Queria ainda dirigir uma exortação particular aos pais de família, uma vez que São José é o seu modelo. Este santo revela o mistério da paternidade de Deus sobre Cristo e sobre cada um de nós. São José pode ensinar-lhes o segredo da sua própria paternidade, ele que velou pelo Filho do Homem. Também cada pai recebe de Deus os seus filhos, criados à semelhança e imagem d’Ele. São José foi o esposo de Maria. Também cada pai de família se vê confiar-lhe o mistério da mulher através da própria esposa. Como São José, queridos pais de família, respeitai e amai a vossa esposa, e guiai os vossos filhos, com amor e a vossa vigilante presença, para Deus onde eles devem estar (cf. Lc 2, 49).
Finalmente, a todos os jovens aqui presentes, dirijo uma palavra amiga e encorajadora: diante das dificuldades da vida, não percais a coragem! A vossa existência tem um valor infinito aos olhos de Deus. Deixai-vos agarrar por Cristo, aceitai dar-Lhe o vosso amor e – porque não! – vós mesmos no sacerdócio ou na vida consagrada. É o serviço mais alto. Às crianças que já não têm um pai ou que vivem abandonadas na miséria da estrada, àquelas que foram violentamente separadas dos seus pais, maltratadas e abusadas, e incorporadas à força em grupos militares que imperam em alguns países, quero dizer: Deus ama-vos, não vos esquece e São José vos protege. Invocai-o com confiança.

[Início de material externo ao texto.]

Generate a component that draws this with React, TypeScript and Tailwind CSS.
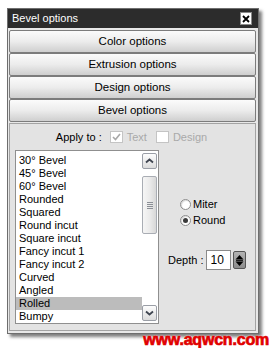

Deus vos abençoe e guarde a todos. Conceda-vos a graça de caminhar fielmente para Ele. Dê a estabilidade às vossas vidas para recolher o fruto que Ele espera de vós. Faça de vós testemunhas do seu amor aqui, nos Camarões, e até aos confins da terra. Com fervor, peço-Lhe que vos faça saborear a alegria de Lhe pertencer, agora e pelos séculos dos séculos. Amém.